• Data shown:
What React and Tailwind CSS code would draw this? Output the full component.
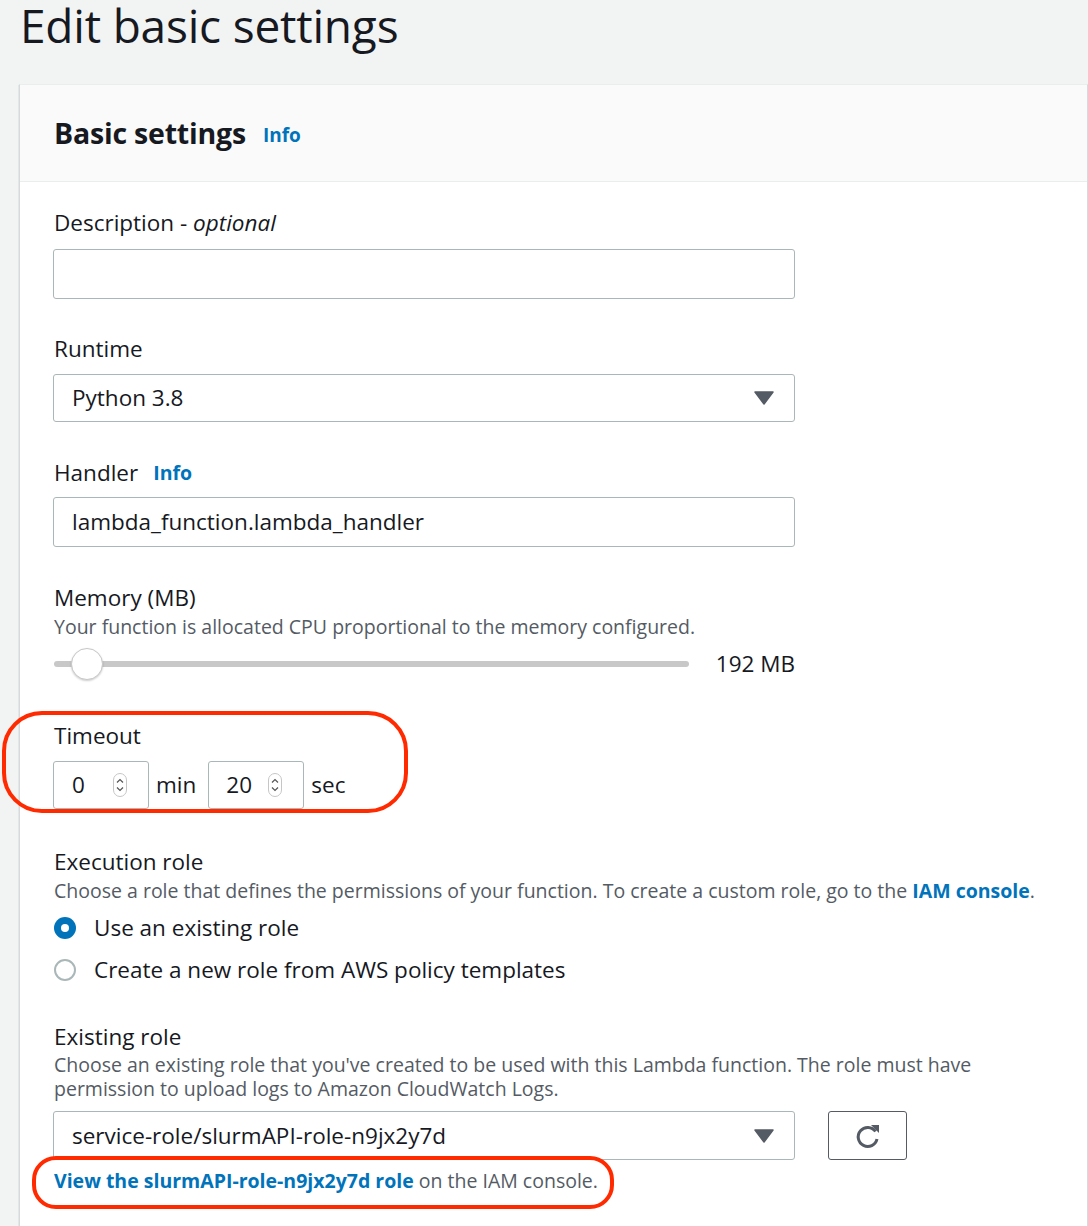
import React from "react";

const font = { fontFamily: '"Open Sans", "Noto Sans", Arial, sans-serif' };

function Caret() {
  return (
    <svg width="20" height="14" viewBox="0 0 20 14" className="shrink-0">
      <path d="M1 1 H19 L10 13 Z" fill="#545b64" stroke="#545b64" strokeWidth="1.5" strokeLinejoin="round" />
    </svg>
  );
}

function Spinner() {
  return (
    <svg width="14" height="24" viewBox="0 0 14 24" className="shrink-0">
      <rect x="0.5" y="0.5" width="13" height="23" rx="6.5" fill="#fff" stroke="#c6c6c6" />
      <path d="M4 9.5 L7 6.5 L10 9.5" fill="none" stroke="#555" strokeWidth="1.2" />
      <path d="M4 14.5 L7 17.5 L10 14.5" fill="none" stroke="#555" strokeWidth="1.2" />
    </svg>
  );
}

export default function App() {
  return (
    <div className="w-[1088px] h-[1226px] bg-[#f2f3f3] overflow-hidden text-[#16191f]" style={font}>
      <div className="pl-[20px]">
        <h1 className="text-[46px] leading-[50px] tracking-[-0.2px]">Edit basic settings</h1>
        <div className="mt-[34px] ml-[-1px] bg-white border-l border-r border-[#d5dbdb] border-t border-t-[#eaeded] shadow-[0_1px_1px_0_rgba(0,28,36,0.3)] min-h-[1200px]">
          <div className="bg-[#fafafa] border-b border-[#eaeded] h-[97px] flex items-center pl-[34px]">
            <span className="text-[28.5px] font-bold tracking-[-0.2px]">Basic settings</span>
            <span className="ml-[17px] mt-[4px] text-[19px] font-bold text-[#0073bb]">Info</span>
          </div>

          <div className="pl-[33px] pt-[25px]">
            {/* Description */}
            <div className="text-[22.5px] leading-[32px] pl-[1px]">
              Description - <i>optional</i>
            </div>
            <div className="mt-[10px] w-[742px] h-[50px] border border-[#aab7b8] rounded-[3px] bg-white" />

            {/* Runtime */}
            <div className="mt-[34px] text-[22.5px] leading-[32px] pl-[1px]">Runtime</div>
            <div className="mt-[9px] w-[742px] h-[48px] border border-[#aab7b8] rounded-[3px] bg-white flex items-center justify-between pl-[18px] pr-[20px]">
              <span className="text-[22.5px]">Python 3.8</span>
              <Caret />
            </div>

            {/* Handler */}
            <div className="mt-[35px] text-[22.5px] leading-[32px] pl-[1px] flex items-center">
              <span>Handler</span>
              <span className="ml-[15px] text-[19.5px] font-bold text-[#0073bb]">Info</span>
            </div>
            <div className="mt-[8px] w-[742px] h-[50px] border border-[#aab7b8] rounded-[3px] bg-white flex items-center pl-[18px]">
              <span className="text-[22.5px]">lambda_function.lambda_handler</span>
            </div>

            {/* Memory */}
            <div className="mt-[35px] text-[22.5px] leading-[32px] pl-[1px]">Memory (MB)</div>
            <div className="text-[19.5px] leading-[26px] text-[#545b64] pl-[1px]">
              Your function is allocated CPU proportional to the memory configured.
            </div>
            <div className="mt-[7px] flex items-center w-[742px] h-[34px]">
              <div className="relative w-[635px] h-[6px] rounded-full bg-[#c8c8c8] ml-[1px]">
                <div className="absolute left-[17px] top-[-13px] w-[32px] h-[32px] rounded-full bg-white border border-[#c8c8c8] shadow-[0_1px_2px_rgba(0,0,0,0.2)]" />
              </div>
              <span className="ml-auto text-[22.5px]">192 MB</span>
            </div>

            {/* Timeout */}
            <div className="relative">
              <div className="absolute left-[-51px] top-[30px] w-[406px] h-[102px] border-[4px] border-[#ff2a00] rounded-[40px] pointer-events-none z-10" />
              <div className="pt-[39px] text-[22.5px] leading-[32px] pl-[1px]">Timeout</div>
              <div className="mt-[9px] flex items-center">
                <div className="w-[96px] h-[48px] border border-[#aab7b8] rounded-[3px] bg-white flex items-center justify-between pl-[18px] pr-[21px]">
                  <span className="text-[22.5px]">0</span>
                  <Spinner />
                </div>
                <span className="ml-[7px] text-[22.5px]">min</span>
                <div className="ml-[12px] w-[96px] h-[48px] border border-[#aab7b8] rounded-[3px] bg-white flex items-center justify-between pl-[17px] pr-[21px]">
                  <span className="text-[22.5px]">20</span>
                  <Spinner />
                </div>
                <span className="ml-[7px] text-[22.5px]">sec</span>
              </div>
            </div>

            {/* Execution role */}
            <div className="mt-[37px] text-[22.5px] leading-[32px] pl-[1px]">Execution role</div>
            <div className="text-[19.5px] leading-[26px] text-[#545b64] pl-[1px]">
              Choose a role that defines the permissions of your function. To create a custom role, go to the{" "}
              <span className="font-bold text-[#0073bb]">IAM console</span>.
            </div>
            <div className="mt-[5px] flex items-center h-[38px]">
              <div className="w-[22px] h-[22px] rounded-full bg-[#0073bb] flex items-center justify-center ml-[1px]">
                <div className="w-[8px] h-[8px] rounded-full bg-white" />
              </div>
              <span className="ml-[18px] text-[22.5px]">Use an existing role</span>
            </div>
            <div className="mt-[4px] flex items-center h-[38px]">
              <div className="w-[22px] h-[22px] rounded-full bg-white border-[2px] border-[#aab7b8] ml-[1px]" />
              <span className="ml-[18px] text-[22.5px]">Create a new role from AWS policy templates</span>
            </div>

            {/* Existing role */}
            <div className="mt-[32px] text-[22.5px] leading-[32px] pl-[1px]">Existing role</div>
            <div className="text-[19.5px] leading-[24px] text-[#545b64] pl-[1px] w-[960px]">
              Choose an existing role that you've created to be used with this Lambda function. The role must have permission to upload logs to Amazon CloudWatch Logs.
            </div>
            <div className="mt-[10px] flex items-center">
              <div className="w-[742px] h-[49px] border border-[#aab7b8] rounded-[3px] bg-white flex items-center justify-between pl-[18px] pr-[20px]">
                <span className="text-[22.5px]">service-role/slurmAPI-role-n9jx2y7d</span>
                <Caret />
              </div>
              <div className="ml-[33px] w-[79px] h-[49px] border border-[#545b64] rounded-[3px] bg-white flex items-center justify-center">
                <svg width="30" height="30" viewBox="0 0 30 30">
                  <path d="M22.5 10.5 A9.5 9.5 0 1 0 24 18" fill="none" stroke="#545b64" strokeWidth="3" />
                  <path d="M18 4 H26 V12 Z" fill="#545b64" />
                </svg>
              </div>
            </div>

            {/* Link */}
            <div className="relative mt-[3px] h-[48px]">
              <div className="absolute left-[-21px] top-[-7px] w-[582px] h-[53px] border-[4px] border-[#ff2a00] rounded-[24px] pointer-events-none" />
              <div className="pt-[5px] pl-[1px] text-[19.5px] leading-[26px]">
                <span className="font-bold text-[#0073bb]">View the slurmAPI-role-n9jx2y7d role</span>
                <span className="text-[#545b64]"> on the IAM console.</span>
              </div>
            </div>
          </div>
        </div>
      </div>
    </div>
  );
}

• Set task:
All of the lines above should be retyped precisely, apart from the pictures.

• Worked solution:
What React and Tailwind CSS code would draw this? Output the full component.
import React from "react";

const font = { fontFamily: '"Open Sans", "Noto Sans", Arial, sans-serif' };

function Caret() {
  return (
    <svg width="20" height="14" viewBox="0 0 20 14" className="shrink-0">
      <path d="M1 1 H19 L10 13 Z" fill="#545b64" stroke="#545b64" strokeWidth="1.5" strokeLinejoin="round" />
    </svg>
  );
}

function Spinner() {
  return (
    <svg width="14" height="24" viewBox="0 0 14 24" className="shrink-0">
      <rect x="0.5" y="0.5" width="13" height="23" rx="6.5" fill="#fff" stroke="#c6c6c6" />
      <path d="M4 9.5 L7 6.5 L10 9.5" fill="none" stroke="#555" strokeWidth="1.2" />
      <path d="M4 14.5 L7 17.5 L10 14.5" fill="none" stroke="#555" strokeWidth="1.2" />
    </svg>
  );
}

export default function App() {
  return (
    <div className="w-[1088px] h-[1226px] bg-[#f2f3f3] overflow-hidden text-[#16191f]" style={font}>
      <div className="pl-[20px]">
        <h1 className="text-[46px] leading-[50px] tracking-[-0.2px]">Edit basic settings</h1>
        <div className="mt-[34px] ml-[-1px] bg-white border-l border-r border-[#d5dbdb] border-t border-t-[#eaeded] shadow-[0_1px_1px_0_rgba(0,28,36,0.3)] min-h-[1200px]">
          <div className="bg-[#fafafa] border-b border-[#eaeded] h-[97px] flex items-center pl-[34px]">
            <span className="text-[28.5px] font-bold tracking-[-0.2px]">Basic settings</span>
            <span className="ml-[17px] mt-[4px] text-[19px] font-bold text-[#0073bb]">Info</span>
          </div>

          <div className="pl-[33px] pt-[25px]">
            {/* Description */}
            <div className="text-[22.5px] leading-[32px] pl-[1px]">
              Description - <i>optional</i>
            </div>
            <div className="mt-[10px] w-[742px] h-[50px] border border-[#aab7b8] rounded-[3px] bg-white" />

            {/* Runtime */}
            <div className="mt-[34px] text-[22.5px] leading-[32px] pl-[1px]">Runtime</div>
            <div className="mt-[9px] w-[742px] h-[48px] border border-[#aab7b8] rounded-[3px] bg-white flex items-center justify-between pl-[18px] pr-[20px]">
              <span className="text-[22.5px]">Python 3.8</span>
              <Caret />
            </div>

            {/* Handler */}
            <div className="mt-[35px] text-[22.5px] leading-[32px] pl-[1px] flex items-center">
              <span>Handler</span>
              <span className="ml-[15px] text-[19.5px] font-bold text-[#0073bb]">Info</span>
            </div>
            <div className="mt-[8px] w-[742px] h-[50px] border border-[#aab7b8] rounded-[3px] bg-white flex items-center pl-[18px]">
              <span className="text-[22.5px]">lambda_function.lambda_handler</span>
            </div>

            {/* Memory */}
            <div className="mt-[35px] text-[22.5px] leading-[32px] pl-[1px]">Memory (MB)</div>
            <div className="text-[19.5px] leading-[26px] text-[#545b64] pl-[1px]">
              Your function is allocated CPU proportional to the memory configured.
            </div>
            <div className="mt-[7px] flex items-center w-[742px] h-[34px]">
              <div className="relative w-[635px] h-[6px] rounded-full bg-[#c8c8c8] ml-[1px]">
                <div className="absolute left-[17px] top-[-13px] w-[32px] h-[32px] rounded-full bg-white border border-[#c8c8c8] shadow-[0_1px_2px_rgba(0,0,0,0.2)]" />
              </div>
              <span className="ml-auto text-[22.5px]">192 MB</span>
            </div>

            {/* Timeout */}
            <div className="relative">
              <div className="absolute left-[-51px] top-[30px] w-[406px] h-[102px] border-[4px] border-[#ff2a00] rounded-[40px] pointer-events-none z-10" />
              <div className="pt-[39px] text-[22.5px] leading-[32px] pl-[1px]">Timeout</div>
              <div className="mt-[9px] flex items-center">
                <div className="w-[96px] h-[48px] border border-[#aab7b8] rounded-[3px] bg-white flex items-center justify-between pl-[18px] pr-[21px]">
                  <span className="text-[22.5px]">0</span>
                  <Spinner />
                </div>
                <span className="ml-[7px] text-[22.5px]">min</span>
                <div className="ml-[12px] w-[96px] h-[48px] border border-[#aab7b8] rounded-[3px] bg-white flex items-center justify-between pl-[17px] pr-[21px]">
                  <span className="text-[22.5px]">20</span>
                  <Spinner />
                </div>
                <span className="ml-[7px] text-[22.5px]">sec</span>
              </div>
            </div>

            {/* Execution role */}
            <div className="mt-[37px] text-[22.5px] leading-[32px] pl-[1px]">Execution role</div>
            <div className="text-[19.5px] leading-[26px] text-[#545b64] pl-[1px]">
              Choose a role that defines the permissions of your function. To create a custom role, go to the{" "}
              <span className="font-bold text-[#0073bb]">IAM console</span>.
            </div>
            <div className="mt-[5px] flex items-center h-[38px]">
              <div className="w-[22px] h-[22px] rounded-full bg-[#0073bb] flex items-center justify-center ml-[1px]">
                <div className="w-[8px] h-[8px] rounded-full bg-white" />
              </div>
              <span className="ml-[18px] text-[22.5px]">Use an existing role</span>
            </div>
            <div className="mt-[4px] flex items-center h-[38px]">
              <div className="w-[22px] h-[22px] rounded-full bg-white border-[2px] border-[#aab7b8] ml-[1px]" />
              <span className="ml-[18px] text-[22.5px]">Create a new role from AWS policy templates</span>
            </div>

            {/* Existing role */}
            <div className="mt-[32px] text-[22.5px] leading-[32px] pl-[1px]">Existing role</div>
            <div className="text-[19.5px] leading-[24px] text-[#545b64] pl-[1px] w-[960px]">
              Choose an existing role that you've created to be used with this Lambda function. The role must have permission to upload logs to Amazon CloudWatch Logs.
            </div>
            <div className="mt-[10px] flex items-center">
              <div className="w-[742px] h-[49px] border border-[#aab7b8] rounded-[3px] bg-white flex items-center justify-between pl-[18px] pr-[20px]">
                <span className="text-[22.5px]">service-role/slurmAPI-role-n9jx2y7d</span>
                <Caret />
              </div>
              <div className="ml-[33px] w-[79px] h-[49px] border border-[#545b64] rounded-[3px] bg-white flex items-center justify-center">
                <svg width="30" height="30" viewBox="0 0 30 30">
                  <path d="M22.5 10.5 A9.5 9.5 0 1 0 24 18" fill="none" stroke="#545b64" strokeWidth="3" />
                  <path d="M18 4 H26 V12 Z" fill="#545b64" />
                </svg>
              </div>
            </div>

            {/* Link */}
            <div className="relative mt-[3px] h-[48px]">
              <div className="absolute left-[-21px] top-[-7px] w-[582px] h-[53px] border-[4px] border-[#ff2a00] rounded-[24px] pointer-events-none" />
              <div className="pt-[5px] pl-[1px] text-[19.5px] leading-[26px]">
                <span className="font-bold text-[#0073bb]">View the slurmAPI-role-n9jx2y7d role</span>
                <span className="text-[#545b64]"> on the IAM console.</span>
              </div>
            </div>
          </div>
        </div>
      </div>
    </div>
  );
}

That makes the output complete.